Is a Phone Cage Better Than a Bare MagSafe Mount?

It depends on how much structure your workflow needs. A MagSafe mount is convenient for lighter use, but a cage gives you more places to mount accessories and manage cables. If you are adding an SSD, mic, or light, the cage usually becomes the more practical base. If you are mostly filming casually, the simpler option may be enough.

How Do I Know If My Gimbal or Tripod Will Work With a Hybrid Rig?

Check the support's mount interface, plate fit, and load guidance before buying or building around it. The rig may look compatible on paper and still need a different plate or balance setup in practice. If the support will be doing a lot of movement, test the assembled rig on that exact tool rather than assuming a static fit will translate.

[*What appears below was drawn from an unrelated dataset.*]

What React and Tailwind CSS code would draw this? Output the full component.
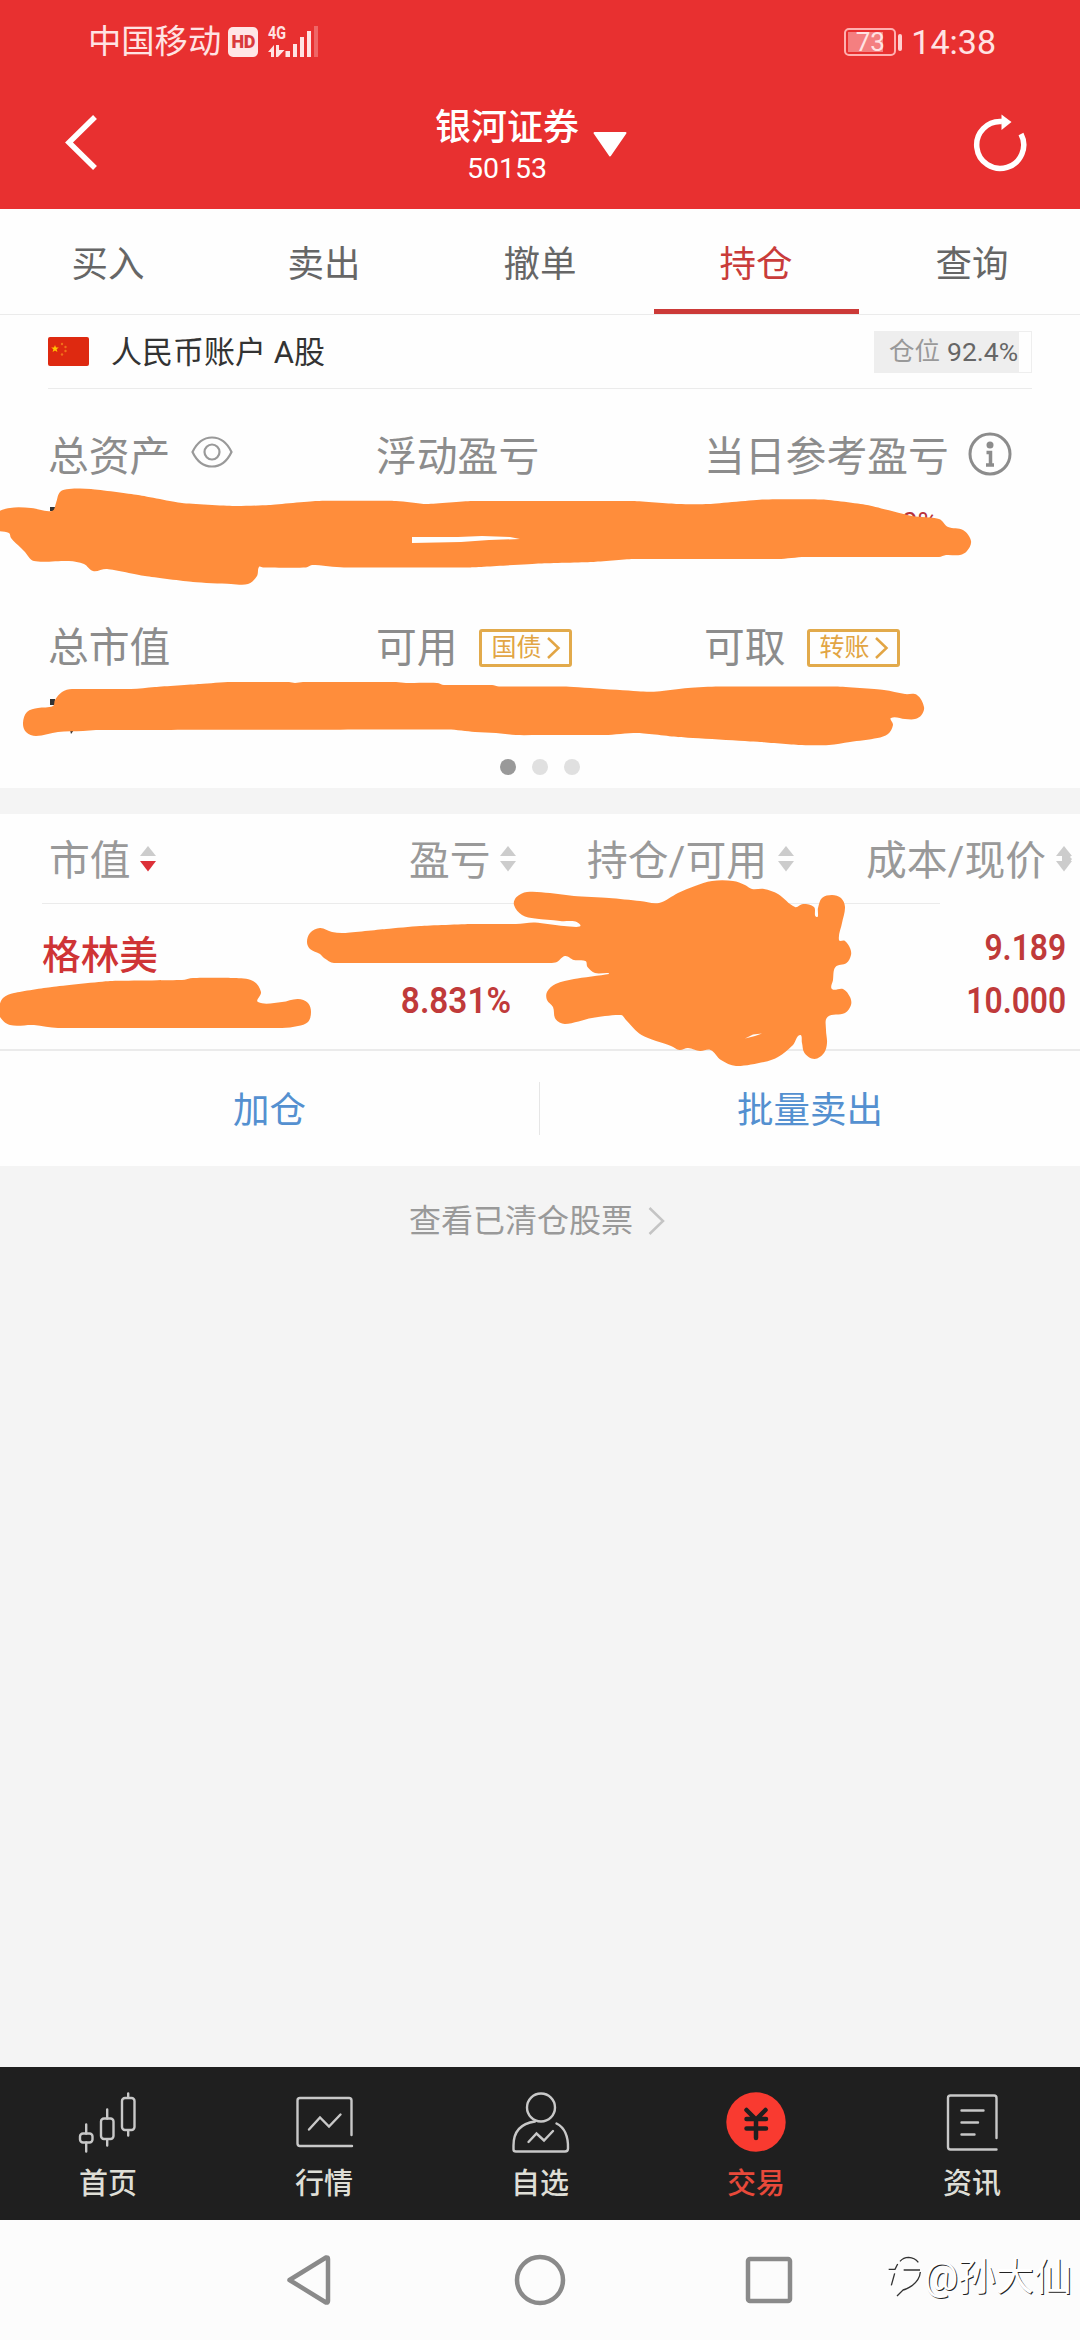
import React from 'react';
import clsx from 'clsx';

const tabs = ['买入', '卖出', '撤单', '持仓', '查询'];

// closed outlines of the pen marks, in page pixels
const marks = [
	[[-4, 514], [10, 508], [31, 508], [52, 511], [56, 503], [60, 492], [69, 489], [91, 489], [138, 495], [182, 503], [234, 506], [269, 505], [317, 501], [396, 501], [427, 504], [472, 501], [633, 501], [678, 504], [709, 504], [764, 499.5], [822, 499.5], [867, 505], [912, 516], [939, 519], [948, 527], [963, 530], [971, 541], [967, 551], [960, 555], [946, 555], [939, 557], [805, 557], [778, 559], [633, 559], [592, 562], [540, 563.5], [468, 567.5], [344, 567.5], [312, 565], [306, 567.5], [263, 567.5], [259, 567], [257, 576], [248, 584], [231, 584], [193, 582], [145, 576], [107, 569], [93, 571], [84, 564], [69, 561], [34, 561], [24, 551], [21, 548], [11, 538], [9, 533], [-4, 529]],
	[[23, 723], [27, 712], [38, 708], [53, 706], [55, 700], [62, 692], [72, 689], [131, 689], [155, 687], [200, 684], [231, 682], [289, 682], [295, 683], [303, 682], [396, 682], [406, 683], [437, 683], [444, 685], [492, 685], [499, 686.5], [564, 686.5], [643, 691.5], [657, 691.5], [688, 688], [719, 686.5], [836, 686.5], [884, 690], [905, 694], [917, 695], [924, 707], [921.5, 715], [915, 719], [905, 719], [891, 718], [893, 725], [888, 734], [877.5, 738], [850, 742], [829, 745], [802, 745], [760, 742], [678, 737], [638, 733], [605, 735], [540, 735], [516, 735], [496, 733], [475, 732], [448, 729.5], [96, 730], [83, 731], [58, 732], [36, 736], [26, 732]],
	[[-1, 1008], [3, 998], [14, 993], [52, 987], [110, 981], [182, 980], [193, 978], [234, 978], [253, 981], [261, 992], [258, 1002], [282, 1002], [298, 999], [308, 1003], [311, 1012], [308, 1022], [298, 1026], [282, 1028], [58, 1028], [34, 1025], [10, 1025], [0, 1017]],
	[[307, 942], [310, 933], [320, 928], [332, 932], [344, 933], [386, 929], [420, 926], [472, 924], [516, 924], [535, 922.5], [564, 926], [580, 924.5], [560, 921], [535, 918.5], [522, 915], [514, 905], [516.5, 897], [527, 892], [550, 893], [574, 896], [609, 898], [640, 901], [659, 903], [678, 893], [695, 886], [712, 881], [733, 881], [745, 885], [752, 889], [764, 889], [778, 894], [795, 907], [803, 904], [814, 907], [816.5, 917], [818, 908], [822, 898], [832, 895], [841, 898], [845, 907], [842, 923], [839, 940], [845, 941], [850, 948], [851, 955], [846.5, 963], [835.5, 967], [833, 980], [832, 989], [843, 989], [850, 997], [851, 1005], [845, 1013], [827.5, 1017], [826, 1030], [827, 1043], [824, 1053], [814.5, 1059], [804.5, 1053], [802, 1043], [800, 1035], [793, 1045], [778, 1057], [764, 1062], [736, 1066], [721, 1060], [710.5, 1050], [700, 1051], [688, 1048], [679.5, 1050], [671, 1046], [641.5, 1035], [626, 1020], [621, 1015], [592, 1018], [565, 1024], [555.5, 1019], [553, 1007], [547, 1000], [547, 992], [555.5, 984], [574, 979], [609, 974], [608, 973], [595, 973], [587.5, 967], [585.5, 961], [574, 960], [565, 956], [557, 962], [550, 963], [334, 963], [324, 958], [320, 954], [310, 949]]
];

const gaps = [
	'M412 537H458L482 536L510 537L520 539L489 540L461 542L412 543Z',
	'M745 1038.5L753 1034.5L762 1033.5L755 1036Z'
];

function smooth(points) {
	const n = points.length;
	let d = `M${points[0][0]} ${points[0][1]}`;
	for (let i = 0; i < n; i++) {
		const a = points[(i + n - 1) % n];
		const b = points[i];
		const c = points[(i + 1) % n];
		const e = points[(i + 2) % n];
		// keep the handles short so long and short segments join without bumps
		const len = Math.hypot(c[0] - b[0], c[1] - b[1]);
		const l1 = Math.hypot(c[0] - a[0], c[1] - a[1]) || 1;
		const l2 = Math.hypot(e[0] - b[0], e[1] - b[1]) || 1;
		const k = Math.min(len * 0.33, 8);
		d += `C${b[0] + ((c[0] - a[0]) / l1) * k} ${b[1] + ((c[1] - a[1]) / l1) * k} ${c[0] - ((e[0] - b[0]) / l2) * k} ${c[1] - ((e[1] - b[1]) / l2) * k} ${c[0]} ${c[1]}`;
	}
	return d + 'Z';
}

function PenMarks() {
	return (
		<svg className="pointer-events-none absolute top-0 left-0" width="1080" height="1100" viewBox="0 0 1080 1100">
			<path d="M50 507H58V511H50ZM50 699H55V705H50ZM70 730H74L71 734Z" fill="#333" />
			{marks.map((points, i) => (
				<path key={i} d={smooth(points)} fill="#ff8d3b" />
			))}
			{gaps.map((d) => (
				<path key={d} d={d} fill="#fefefe" />
			))}
		</svg>
	);
}

function StatusBar() {
	return (
		<div className="flex h-[84px] items-center pr-[84px] pl-[88px] text-[#ffe3e3]">
			<span className="text-[33.3px]">中国移动</span>
			<div className="ml-[7px] flex h-[30px] w-[30px] items-center justify-center rounded-[5px] bg-[#ffe6e6] text-[18px] leading-none font-black tracking-[-0.5px] text-[#d93a3c]">
				HD
			</div>
			<svg className="ml-[10px] overflow-visible" width="52" height="46" viewBox="268 18 52 46" fill="currentColor">
				<text x="268" y="38" fontSize="18" fontWeight="700" textLength="18" lengthAdjust="spacingAndGlyphs">
					4G
				</text>
				<path d="M268 51L274 44V56H271V51ZM276 44H279V49L284.500 49L278 56H276Z" />
				<path d="M285.500 50H290V56H285.500ZM293 43H297V56H293ZM300 36H304V56H300ZM307 30H311V56H307Z" />
				<path d="M314 25H318V56H314Z" opacity=".3" />
			</svg>
			<div className="ml-auto flex items-center">
				<div className="relative flex h-[28px] w-[52px] items-center justify-center rounded-[5px] border-2 border-[#ffb0b0]">
					<div className="absolute top-[2px] left-[2px] h-[20px] w-[35px] bg-[#f47f80]" />
					<span className="relative text-[26px] leading-none">73</span>
				</div>
				<div className="ml-[2px] h-[17px] w-[4px] rounded-full bg-[#ffd0d0]" />
				<span className="ml-[9px] text-[34px]">14:38</span>
			</div>
		</div>
	);
}

function Header() {
	return (
		<div className="flex h-[125px] items-start px-[54px] text-white">
			<svg className="mt-[29px] ml-[9px]" width="36" height="60" viewBox="62 113 36 60" fill="none" stroke="currentColor" strokeWidth="5.500">
				<path d="M94 117L68 142.500L94 168" />
			</svg>
			<div className="relative mt-[23px] ml-[336px] text-center">
				<div className="text-[36px] leading-[42px] font-medium">银河证券</div>
				<div className="mt-[2px] text-[28.500px] leading-[36px]">50153</div>
				<svg className="absolute top-[24px] left-[158px]" width="34" height="26" viewBox="0 0 34 26">
					<path d="M1.500 2H32.500L17 24.500Z" fill="currentColor" stroke="currentColor" strokeWidth="2" strokeLinejoin="round" />
				</svg>
			</div>
			<svg className="mt-[28px] -mr-[2px] ml-auto" width="56" height="62" viewBox="971 112 56 62" fill="none" stroke="currentColor" strokeWidth="5.500">
				<path d="M1020 134A23.500 23.500 0 1 1 1001 121.500" />
				<path d="M1000.500 114.500L1010.500 122L1000.500 130Z" fill="currentColor" stroke="none" />
			</svg>
		</div>
	);
}

function Tabs() {
	return (
		<div className="flex h-[106px] border-b border-[#ebebeb] text-[36.5px] text-[#666]">
			{tabs.map((tab) => (
				<div key={tab} className={clsx('flex flex-1 flex-col items-center', tab === '持仓' && 'text-[#c93c3a]')}>
					<div className="flex h-[100px] items-center pt-[12px]">{tab}</div>
					{tab === '持仓' && <div className="h-[5px] w-[205px] bg-[#cc3a38]" />}
				</div>
			))}
		</div>
	);
}

function Flag() {
	return (
		<svg width="41" height="29" viewBox="0 0 41 29">
			<rect width="41" height="29" rx="2" fill="#de2910" />
			<path d="M7 8L8 10.600H10.800L8.600 12.300L9.400 15L7 13.400L4.600 15L5.400 12.300L3.200 10.600H6Z" fill="#ffc400" />
			<g fill="#f0701a">
				<circle cx="14" cy="7" r="1.200" />
				<circle cx="17.500" cy="10" r="1.200" />
				<circle cx="17.500" cy="14" r="1.200" />
				<circle cx="14" cy="17.500" r="1.200" />
			</g>
		</svg>
	);
}

function Account() {
	return (
		<div className="mx-[48px] flex h-[74px] items-center border-b border-[#ebebeb]">
			<Flag />
			<span className="mt-[3px] ml-[22px] text-[31px] text-[#333]">人民币账户 A股</span>
			<div className="ml-auto h-[42px] w-[158px] border border-[#eee]">
				<div className="flex h-full w-[144px] items-center bg-[#eee] pl-[14px] text-[25.5px] whitespace-nowrap text-[#999]">
					仓位<span className="ml-[7px] text-[26.500px] text-[#666]">92.4%</span>
				</div>
			</div>
		</div>
	);
}

function LinkBadge({ children }) {
	return (
		<div className="-mt-[3px] ml-[21px] flex h-[38px] w-[93px] items-center rounded-[3px] border-[3px] border-[#e2aa4b] pl-[10px] text-[25px] text-[#e2a544]">
			{children}
			<svg className="ml-[4px]" width="15" height="24" viewBox="0 0 15 24" fill="none" stroke="currentColor" strokeWidth="2.500">
				<path d="M2 2L12.500 12L2 22" />
			</svg>
		</div>
	);
}

function Summary() {
	return (
		<div className="h-[399px] pl-[48px]">
			<div className="flex h-[137px] items-center text-[40.8px] text-[#8c8c8c]">
				<div className="flex w-[328px] items-center">
					总资产
					<svg className="mb-[12px] ml-[21px]" width="42" height="32" viewBox="0 0 42 32" fill="none" stroke="#999" strokeWidth="2.200">
						<path d="M1.500 16C6 6.500 13 1.500 21 1.500S36 6.500 40.500 16C36 25.500 29 30.500 21 30.500S6 25.500 1.500 16Z" />
						<ellipse cx="21" cy="16" rx="7.500" ry="7.500" />
					</svg>
				</div>
				<div className="w-[328px]">浮动盈亏</div>
				<div className="flex items-center">
					当日参考盈亏
					<svg className="mb-[8px] ml-[19px]" width="44" height="44" viewBox="0 0 44 44" fill="none" stroke="#8c8c8c" strokeWidth="3">
						<circle cx="22" cy="22" r="20" />
						<circle cx="22" cy="13" r="3.500" fill="#8c8c8c" stroke="none" />
						<path d="M18.500 20.500H22.500V33M18 33H26" strokeWidth="3.500" />
					</svg>
				</div>
			</div>
			<div className="flex h-[56px] justify-end pr-[142px] text-[28px] leading-[28px] text-[#b8323a]">
				<span className="-mt-[17px]">0%</span>
			</div>
			<div className="flex h-[132px] items-center pt-[2px] text-[40.8px] text-[#8c8c8c]">
				<div className="w-[328px]">总市值</div>
				<div className="flex w-[328px] items-center">
					可用<LinkBadge>国债</LinkBadge>
				</div>
				<div className="flex items-center">
					可取<LinkBadge>转账</LinkBadge>
				</div>
			</div>
			<div className="mt-[45px] -ml-[48px] flex justify-center gap-[16px]">
				<i className="h-[16px] w-[16px] rounded-full bg-[#999]" />
				<i className="h-[16px] w-[16px] rounded-full bg-[#e0e0e0]" />
				<i className="h-[16px] w-[16px] rounded-full bg-[#e0e0e0]" />
			</div>
		</div>
	);
}

function Sort({ active, squeezed, className }) {
	return (
		<svg className={clsx('mb-[5px] shrink-0', className)} width="16" height="26" viewBox="0 0 16 26">
			<path d="M8 0L16 10H0Z" fill="#ccc" />
			<path d="M0 15H16L8 25.500Z" fill={active ? '#dc3038' : '#ccc'} />
			{squeezed && <path d="M6 8H14L15 10L14 11L16 13L14 16H6Z" fill="#ccc" />}
		</svg>
	);
}

function Holdings() {
	return (
		<div className="bg-[#fefefe]">
			<div className="flex h-[89px] items-center pt-[6px] text-[40.8px] whitespace-nowrap text-[#999]">
				<div className="flex w-[361px] items-center pl-[49px]">
					市值
					<Sort active className="ml-[9px]" />
				</div>
				<div className="flex w-[226px] items-center pl-[48px]">
					盈亏
					<Sort className="ml-[9px]" />
				</div>
				<div className="flex w-[279px] items-center">
					持仓/可用
					<Sort className="ml-[11px]" />
				</div>
				<div className="flex items-center">
					成本/现价
					<Sort squeezed className="ml-[10px]" />
				</div>
			</div>
			<div className="ml-[42px] h-px w-[898px] bg-[#ebebeb]" />
			<div className="flex h-[145px] text-[37px] font-semibold text-[#c03a3a]">
				<div className="mt-[30px] w-[360px] pl-[42px] text-[38.7px] leading-[44px] font-medium text-[#cf3435]">格林美</div>
				<div className="mt-[75px] w-[151px] origin-right scale-x-[.9] text-right leading-[44px]">8.831%</div>
				<div className="mt-[17px] mr-[14px] ml-auto origin-right scale-x-[.86] text-right leading-[53px]">
					<div>9.189</div>
					<div>10.000</div>
				</div>
			</div>
			<div className="flex h-[117px] items-center border-t-2 border-[#ebebeb] text-[36.5px] text-[#5490d0]">
				<div className="w-[539px] pt-[5px] text-center">加仓</div>
				<div className="h-[53px] w-px bg-[#e6e6e6]" />
				<div className="flex-1 pt-[5px] text-center">批量卖出</div>
			</div>
		</div>
	);
}

const navItems = [
	{
		label: '首页',
		icon: (
			<g transform="translate(-78.500 -2091.500)">
				<rect x="80.500" y="2133" width="12.500" height="9" rx="3" />
				<rect x="101.500" y="2118" width="12.500" height="20.500" rx="3" />
				<rect x="122.500" y="2097.500" width="12.500" height="32" rx="3" />
				<path d="M86.700 2124V2133M86.700 2142V2151M107.700 2109V2118M107.700 2139V2145M128.700 2093V2097M128.700 2130V2135" />
			</g>
		)
	},
	{
		label: '行情',
		icon: (
			<g transform="translate(-294 -2091.500)">
				<path d="M351.500 2134.500V2100Q351.500 2097.500 349 2097.500H300Q297.500 2097.500 297.500 2100V2143Q297.500 2145.500 300 2145.500H352" />
				<path d="M309 2129L320 2117L329 2126L340.500 2114" />
			</g>
		)
	},
	{
		label: '自选',
		icon: (
			<g transform="translate(-510 -2091.500)">
				<ellipse cx="541" cy="2107" rx="14" ry="14" />
				<path d="M535 2121Q513.500 2124 513.500 2145V2149Q513.500 2151 516 2151H565Q568 2151 568 2148Q568.500 2129 556.500 2123" />
				<path d="M528.500 2141.500L536.500 2133L544 2140L553 2130.500" />
			</g>
		)
	},
	{
		label: '交易',
		active: true,
		icon: (
			<g>
				<circle cx="30" cy="30" r="29.700" fill="#f93a30" stroke="none" />
				<path d="M20.500 18L30 27.500L39.500 18M20.500 27H40M20.500 36.500H40M30 27V46" stroke="#1f1f1f" strokeWidth="4.500" />
			</g>
		)
	},
	{
		label: '资讯',
		icon: (
			<g transform="translate(-941.500 -2092)">
				<path d="M996 2138V2098Q996 2095.500 993.500 2095.500H950Q947.500 2095.500 947.500 2098V2147Q947.500 2149.500 950 2149.500H996" />
				<path d="M961 2110.500H983M961 2122.500H977.500M961 2134.500H974" />
			</g>
		)
	}
];

function BottomNav() {
	return (
		<div className="flex h-[153px] bg-[#1f1f1f] pt-[25px]">
			{navItems.map(({ label, icon, active }) => (
				<div key={label} className="flex flex-1 flex-col items-center">
					<svg className="overflow-visible" width="60" height="60" viewBox="0 0 60 60" fill="none" stroke="#c8c8c8" strokeWidth="2.400" strokeLinecap="round">
						{icon}
					</svg>
					<span className={clsx('mt-[12px] text-[29px] leading-[40px] font-medium', active ? 'text-[#e8493a]' : 'text-[#deded6]')}>{label}</span>
				</div>
			))}
		</div>
	);
}

function SystemNav() {
	return (
		<div className="relative flex h-[120px] items-center justify-center bg-[#fcfcfc]">
			<svg width="520" height="60" viewBox="280 2250 520 60" fill="none" stroke="#8a8a8a" strokeWidth="4.500" strokeLinejoin="round">
				<path d="M289.500 2280L326 2257.500Q328 2257 328 2259V2301Q328 2303 326 2302.500Z" />
				<circle cx="540" cy="2280" r="23" />
				<rect x="748" y="2259" width="42" height="42" rx="2" />
			</svg>
			<div className="absolute top-[32px] right-[8px] flex items-center text-[38px] leading-[50px] text-white [text-shadow:1px_1px_0.5px_#222]">
				<svg className="mr-[2px]" width="36" height="46" viewBox="44 62 108 138" fill="none" stroke="#333" strokeWidth="4">
					<path d="M52 108H71L79 92M86 84Q96 72 112 72Q130 73 141 87M70 120L60 156M97 110H146M147 116Q145 140 122 157Q105 168 95 170L77 188" />
				</svg>
				@孙大仙
			</div>
		</div>
	);
}

function App() {
	return (
		<div className="relative flex h-[2340px] w-[1080px] flex-col overflow-hidden bg-[#fefefe] font-[Roboto,'Noto_Sans_CJK_SC',sans-serif]">
			<div className="bg-[#e83030]">
				<StatusBar />
				<Header />
			</div>
			<Tabs />
			<Account />
			<Summary />
			<div className="h-[26px] bg-[#f4f4f4]" />
			<Holdings />
			<div className="flex flex-1 items-start justify-center bg-[#f4f4f4] pt-[31px] pr-[5px] text-[32px] text-[#999]">
				<div className="flex items-center">
					查看已清仓股票
					<svg className="ml-[15px]" width="18" height="30" viewBox="0 0 18 30" fill="none" stroke="#c4c4c4" strokeWidth="2.500">
						<path d="M1.500 2L15 15L1.500 28" />
					</svg>
				</div>
			</div>
			<BottomNav />
			<SystemNav />
			<PenMarks />
		</div>
	);
}

export default App;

What Accessories Should Come First in a Hybrid Creator Rig?

Start with the accessory that changes the shot or the workflow most. For many creators, that is audio. After that, storage or power comes next if you are recording directly to external media. Lighting is usually easier to add later. The main goal is to keep the stack short enough that the rig still swaps cleanly.

When Is a Simpler Phone Mount the Smarter Choice?

A simpler mount is smarter when you rarely switch devices and do not need many add-ons. If the phone stays mostly on one support and the setup does not change much from shoot to shoot, the extra complexity of a full shared plate system may not pay off. In that case, ease of use matters more than standardization.